Problem description: Check each line of the records for "code"; collect those that have it.

**** Dataset content ****

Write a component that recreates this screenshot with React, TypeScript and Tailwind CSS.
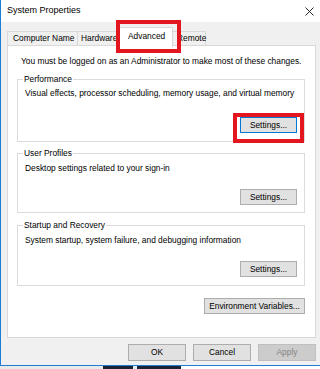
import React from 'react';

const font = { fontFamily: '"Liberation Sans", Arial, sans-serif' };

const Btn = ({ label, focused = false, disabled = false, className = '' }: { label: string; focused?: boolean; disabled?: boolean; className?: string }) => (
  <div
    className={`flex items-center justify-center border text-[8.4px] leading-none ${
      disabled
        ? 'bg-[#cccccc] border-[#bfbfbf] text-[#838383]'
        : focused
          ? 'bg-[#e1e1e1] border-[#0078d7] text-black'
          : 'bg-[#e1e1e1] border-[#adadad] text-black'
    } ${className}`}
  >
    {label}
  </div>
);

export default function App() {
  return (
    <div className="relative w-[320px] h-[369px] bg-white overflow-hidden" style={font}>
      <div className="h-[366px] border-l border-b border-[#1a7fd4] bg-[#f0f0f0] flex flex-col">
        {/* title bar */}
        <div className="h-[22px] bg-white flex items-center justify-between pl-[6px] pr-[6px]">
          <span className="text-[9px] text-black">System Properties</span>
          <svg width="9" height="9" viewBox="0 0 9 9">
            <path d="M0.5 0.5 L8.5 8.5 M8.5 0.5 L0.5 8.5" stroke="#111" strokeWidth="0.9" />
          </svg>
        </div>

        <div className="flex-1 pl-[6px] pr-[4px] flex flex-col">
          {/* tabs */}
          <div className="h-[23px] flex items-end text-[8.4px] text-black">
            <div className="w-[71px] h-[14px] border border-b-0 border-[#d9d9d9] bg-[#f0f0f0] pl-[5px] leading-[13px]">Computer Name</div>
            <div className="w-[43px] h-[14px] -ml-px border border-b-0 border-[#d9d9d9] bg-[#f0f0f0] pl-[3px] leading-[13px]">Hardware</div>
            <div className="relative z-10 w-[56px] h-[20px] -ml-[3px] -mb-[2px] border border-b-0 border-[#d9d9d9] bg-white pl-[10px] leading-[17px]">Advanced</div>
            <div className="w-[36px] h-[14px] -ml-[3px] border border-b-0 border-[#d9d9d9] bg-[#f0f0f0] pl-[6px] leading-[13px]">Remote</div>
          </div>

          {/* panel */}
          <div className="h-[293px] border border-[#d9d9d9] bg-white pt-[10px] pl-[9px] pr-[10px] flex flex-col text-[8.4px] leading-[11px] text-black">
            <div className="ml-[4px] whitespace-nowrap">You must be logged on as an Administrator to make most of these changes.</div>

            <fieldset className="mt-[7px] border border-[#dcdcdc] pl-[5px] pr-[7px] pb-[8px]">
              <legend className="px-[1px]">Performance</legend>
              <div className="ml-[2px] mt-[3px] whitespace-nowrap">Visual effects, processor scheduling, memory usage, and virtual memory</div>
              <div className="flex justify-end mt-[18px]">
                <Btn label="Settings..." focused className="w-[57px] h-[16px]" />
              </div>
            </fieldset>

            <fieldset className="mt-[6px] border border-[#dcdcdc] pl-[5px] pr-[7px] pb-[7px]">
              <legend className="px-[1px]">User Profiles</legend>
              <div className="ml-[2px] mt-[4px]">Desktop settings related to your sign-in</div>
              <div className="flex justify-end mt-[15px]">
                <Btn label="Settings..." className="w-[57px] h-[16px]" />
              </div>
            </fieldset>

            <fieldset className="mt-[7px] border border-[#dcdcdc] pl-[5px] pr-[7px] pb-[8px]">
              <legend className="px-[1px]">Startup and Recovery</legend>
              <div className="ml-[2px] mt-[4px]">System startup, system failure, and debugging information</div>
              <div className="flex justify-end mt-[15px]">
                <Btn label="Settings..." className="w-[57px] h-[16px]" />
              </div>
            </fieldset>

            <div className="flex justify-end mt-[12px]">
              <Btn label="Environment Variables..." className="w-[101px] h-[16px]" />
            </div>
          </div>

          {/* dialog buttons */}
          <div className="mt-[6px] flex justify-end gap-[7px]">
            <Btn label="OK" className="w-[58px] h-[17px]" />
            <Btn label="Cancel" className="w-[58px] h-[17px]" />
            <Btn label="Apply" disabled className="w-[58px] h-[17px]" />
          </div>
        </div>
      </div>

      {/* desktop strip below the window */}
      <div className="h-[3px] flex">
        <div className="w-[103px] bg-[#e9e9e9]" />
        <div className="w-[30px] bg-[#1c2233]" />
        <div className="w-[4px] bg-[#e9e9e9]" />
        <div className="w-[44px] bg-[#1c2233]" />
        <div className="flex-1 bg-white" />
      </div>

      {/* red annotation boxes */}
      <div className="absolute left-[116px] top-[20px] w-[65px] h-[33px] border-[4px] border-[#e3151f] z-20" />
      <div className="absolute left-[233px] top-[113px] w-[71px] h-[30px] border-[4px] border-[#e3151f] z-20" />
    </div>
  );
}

****
**** Dataset content ****

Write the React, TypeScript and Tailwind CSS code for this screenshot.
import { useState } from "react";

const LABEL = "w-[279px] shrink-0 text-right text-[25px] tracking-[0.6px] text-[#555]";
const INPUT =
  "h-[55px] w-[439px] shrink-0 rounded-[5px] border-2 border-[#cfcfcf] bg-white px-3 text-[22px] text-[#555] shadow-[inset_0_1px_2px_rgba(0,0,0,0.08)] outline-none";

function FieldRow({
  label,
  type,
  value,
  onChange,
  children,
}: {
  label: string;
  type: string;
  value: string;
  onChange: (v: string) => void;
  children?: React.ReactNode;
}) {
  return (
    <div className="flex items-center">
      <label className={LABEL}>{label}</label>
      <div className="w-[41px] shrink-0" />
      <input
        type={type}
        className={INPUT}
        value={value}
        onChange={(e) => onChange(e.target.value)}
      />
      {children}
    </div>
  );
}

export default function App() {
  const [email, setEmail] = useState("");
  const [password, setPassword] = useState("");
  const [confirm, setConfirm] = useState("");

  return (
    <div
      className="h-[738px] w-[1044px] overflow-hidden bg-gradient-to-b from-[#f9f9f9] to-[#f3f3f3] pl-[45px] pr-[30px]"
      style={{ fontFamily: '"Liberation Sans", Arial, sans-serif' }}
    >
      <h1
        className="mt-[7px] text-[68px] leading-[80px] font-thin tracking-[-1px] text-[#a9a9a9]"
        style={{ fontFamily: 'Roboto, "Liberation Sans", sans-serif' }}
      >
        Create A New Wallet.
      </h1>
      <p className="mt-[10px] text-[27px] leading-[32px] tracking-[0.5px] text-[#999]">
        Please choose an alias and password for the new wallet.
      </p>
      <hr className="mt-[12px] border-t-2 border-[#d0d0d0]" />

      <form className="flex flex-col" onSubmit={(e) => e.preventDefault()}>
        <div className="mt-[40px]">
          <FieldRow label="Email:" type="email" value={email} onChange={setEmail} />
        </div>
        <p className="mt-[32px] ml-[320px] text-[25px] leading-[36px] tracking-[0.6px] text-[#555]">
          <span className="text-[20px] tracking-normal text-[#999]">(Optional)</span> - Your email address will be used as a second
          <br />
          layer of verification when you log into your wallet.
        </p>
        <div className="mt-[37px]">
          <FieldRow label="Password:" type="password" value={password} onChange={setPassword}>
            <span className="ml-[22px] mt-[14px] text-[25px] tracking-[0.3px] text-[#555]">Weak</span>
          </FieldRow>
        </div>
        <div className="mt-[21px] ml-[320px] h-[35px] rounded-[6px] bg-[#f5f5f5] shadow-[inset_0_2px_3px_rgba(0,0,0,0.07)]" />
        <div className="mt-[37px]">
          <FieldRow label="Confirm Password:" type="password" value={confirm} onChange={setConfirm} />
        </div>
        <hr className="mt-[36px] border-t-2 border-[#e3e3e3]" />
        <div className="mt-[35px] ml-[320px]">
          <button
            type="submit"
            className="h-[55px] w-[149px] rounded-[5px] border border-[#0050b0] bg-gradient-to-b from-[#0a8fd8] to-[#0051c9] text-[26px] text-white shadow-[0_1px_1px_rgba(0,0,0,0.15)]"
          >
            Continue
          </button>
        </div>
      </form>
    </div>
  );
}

****
**** Dataset content ****

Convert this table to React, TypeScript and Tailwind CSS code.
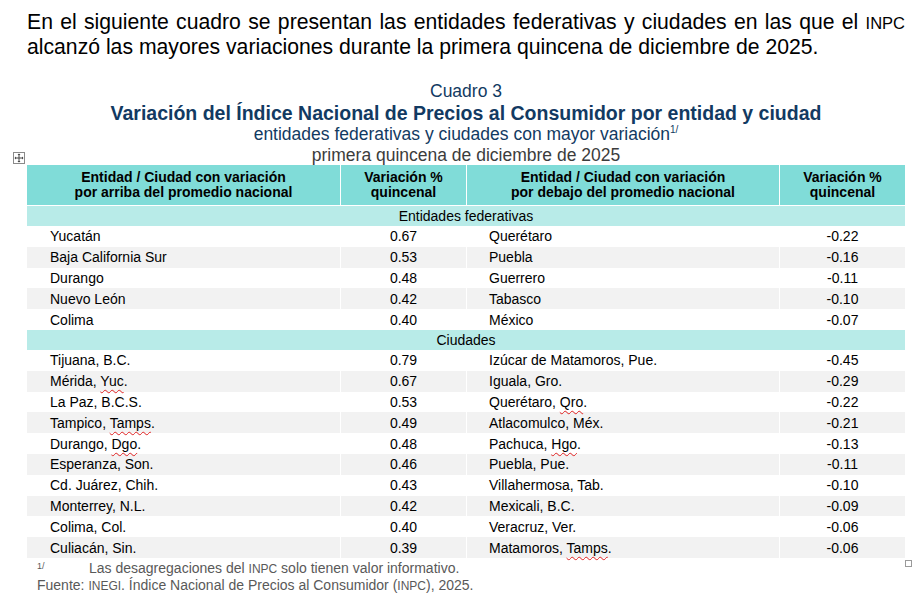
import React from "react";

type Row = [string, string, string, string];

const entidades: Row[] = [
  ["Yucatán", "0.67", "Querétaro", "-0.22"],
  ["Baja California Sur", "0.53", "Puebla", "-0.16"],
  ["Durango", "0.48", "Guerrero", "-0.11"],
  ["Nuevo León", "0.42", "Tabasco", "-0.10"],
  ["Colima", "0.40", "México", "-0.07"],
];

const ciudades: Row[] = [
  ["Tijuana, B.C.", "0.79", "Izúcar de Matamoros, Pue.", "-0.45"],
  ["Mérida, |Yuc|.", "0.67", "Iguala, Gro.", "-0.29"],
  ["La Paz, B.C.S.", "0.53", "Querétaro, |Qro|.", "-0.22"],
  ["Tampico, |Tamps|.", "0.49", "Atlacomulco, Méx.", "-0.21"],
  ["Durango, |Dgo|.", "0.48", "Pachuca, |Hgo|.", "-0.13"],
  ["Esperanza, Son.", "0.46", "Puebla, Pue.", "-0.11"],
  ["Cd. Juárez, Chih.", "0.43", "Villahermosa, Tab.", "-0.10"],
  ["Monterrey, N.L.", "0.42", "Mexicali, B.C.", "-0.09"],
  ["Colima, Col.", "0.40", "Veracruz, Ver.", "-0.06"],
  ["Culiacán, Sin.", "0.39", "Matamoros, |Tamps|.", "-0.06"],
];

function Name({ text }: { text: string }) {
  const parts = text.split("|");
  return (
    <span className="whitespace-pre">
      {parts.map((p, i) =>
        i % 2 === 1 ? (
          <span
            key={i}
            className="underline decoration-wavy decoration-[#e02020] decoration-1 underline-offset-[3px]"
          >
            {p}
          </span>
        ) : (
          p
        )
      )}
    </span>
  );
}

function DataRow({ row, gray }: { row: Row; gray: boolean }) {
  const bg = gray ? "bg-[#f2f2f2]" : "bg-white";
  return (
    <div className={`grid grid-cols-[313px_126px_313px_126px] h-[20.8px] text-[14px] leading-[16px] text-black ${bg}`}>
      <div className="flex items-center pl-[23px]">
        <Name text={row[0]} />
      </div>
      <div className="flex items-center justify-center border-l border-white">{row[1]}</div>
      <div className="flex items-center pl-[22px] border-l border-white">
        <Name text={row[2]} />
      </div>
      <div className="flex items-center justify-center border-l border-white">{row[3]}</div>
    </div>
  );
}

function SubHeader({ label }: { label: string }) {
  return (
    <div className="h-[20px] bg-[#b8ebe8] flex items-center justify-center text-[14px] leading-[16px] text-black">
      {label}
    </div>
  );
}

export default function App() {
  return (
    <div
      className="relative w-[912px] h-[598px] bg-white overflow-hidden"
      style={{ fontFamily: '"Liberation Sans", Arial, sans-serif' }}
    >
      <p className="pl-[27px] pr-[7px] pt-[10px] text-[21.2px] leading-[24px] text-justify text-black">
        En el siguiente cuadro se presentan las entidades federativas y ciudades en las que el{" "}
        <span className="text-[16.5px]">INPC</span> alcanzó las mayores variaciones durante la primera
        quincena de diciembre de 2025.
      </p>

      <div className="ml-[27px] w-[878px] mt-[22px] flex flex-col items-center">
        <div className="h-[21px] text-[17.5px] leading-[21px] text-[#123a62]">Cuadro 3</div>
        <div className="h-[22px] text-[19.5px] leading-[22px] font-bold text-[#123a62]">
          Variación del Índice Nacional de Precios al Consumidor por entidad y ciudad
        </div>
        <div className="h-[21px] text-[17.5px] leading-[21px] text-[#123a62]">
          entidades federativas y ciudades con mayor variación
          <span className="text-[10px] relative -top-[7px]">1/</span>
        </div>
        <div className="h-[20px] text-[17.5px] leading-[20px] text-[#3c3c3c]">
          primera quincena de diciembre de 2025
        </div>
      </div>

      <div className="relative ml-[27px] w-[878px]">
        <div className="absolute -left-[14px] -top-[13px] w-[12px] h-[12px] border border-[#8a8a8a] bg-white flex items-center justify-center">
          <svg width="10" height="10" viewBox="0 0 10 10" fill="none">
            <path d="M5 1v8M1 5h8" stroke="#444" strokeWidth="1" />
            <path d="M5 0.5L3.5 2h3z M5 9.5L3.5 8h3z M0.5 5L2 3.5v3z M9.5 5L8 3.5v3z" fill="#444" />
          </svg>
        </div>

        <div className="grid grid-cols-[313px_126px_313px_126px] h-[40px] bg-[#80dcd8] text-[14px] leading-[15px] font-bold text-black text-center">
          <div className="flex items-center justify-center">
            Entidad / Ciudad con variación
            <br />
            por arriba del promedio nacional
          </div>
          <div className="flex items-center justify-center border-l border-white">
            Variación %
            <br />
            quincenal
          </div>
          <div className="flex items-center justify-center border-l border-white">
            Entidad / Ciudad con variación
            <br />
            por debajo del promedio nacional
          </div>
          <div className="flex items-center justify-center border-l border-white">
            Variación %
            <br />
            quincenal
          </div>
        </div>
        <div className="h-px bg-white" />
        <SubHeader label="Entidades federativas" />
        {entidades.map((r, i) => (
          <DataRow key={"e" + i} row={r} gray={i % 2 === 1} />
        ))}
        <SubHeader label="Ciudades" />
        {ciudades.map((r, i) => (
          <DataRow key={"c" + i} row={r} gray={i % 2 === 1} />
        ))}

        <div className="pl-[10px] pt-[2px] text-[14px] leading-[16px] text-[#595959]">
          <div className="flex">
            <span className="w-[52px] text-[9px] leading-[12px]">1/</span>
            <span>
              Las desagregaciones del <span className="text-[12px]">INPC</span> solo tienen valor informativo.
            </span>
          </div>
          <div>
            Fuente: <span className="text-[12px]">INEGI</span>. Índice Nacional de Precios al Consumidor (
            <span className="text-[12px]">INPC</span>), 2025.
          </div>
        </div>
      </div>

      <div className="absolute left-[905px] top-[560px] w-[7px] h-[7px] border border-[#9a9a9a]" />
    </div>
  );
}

****

Response to this exercise:
Write the React, TypeScript and Tailwind CSS code for this screenshot.
Convert this table to React, TypeScript and Tailwind CSS code.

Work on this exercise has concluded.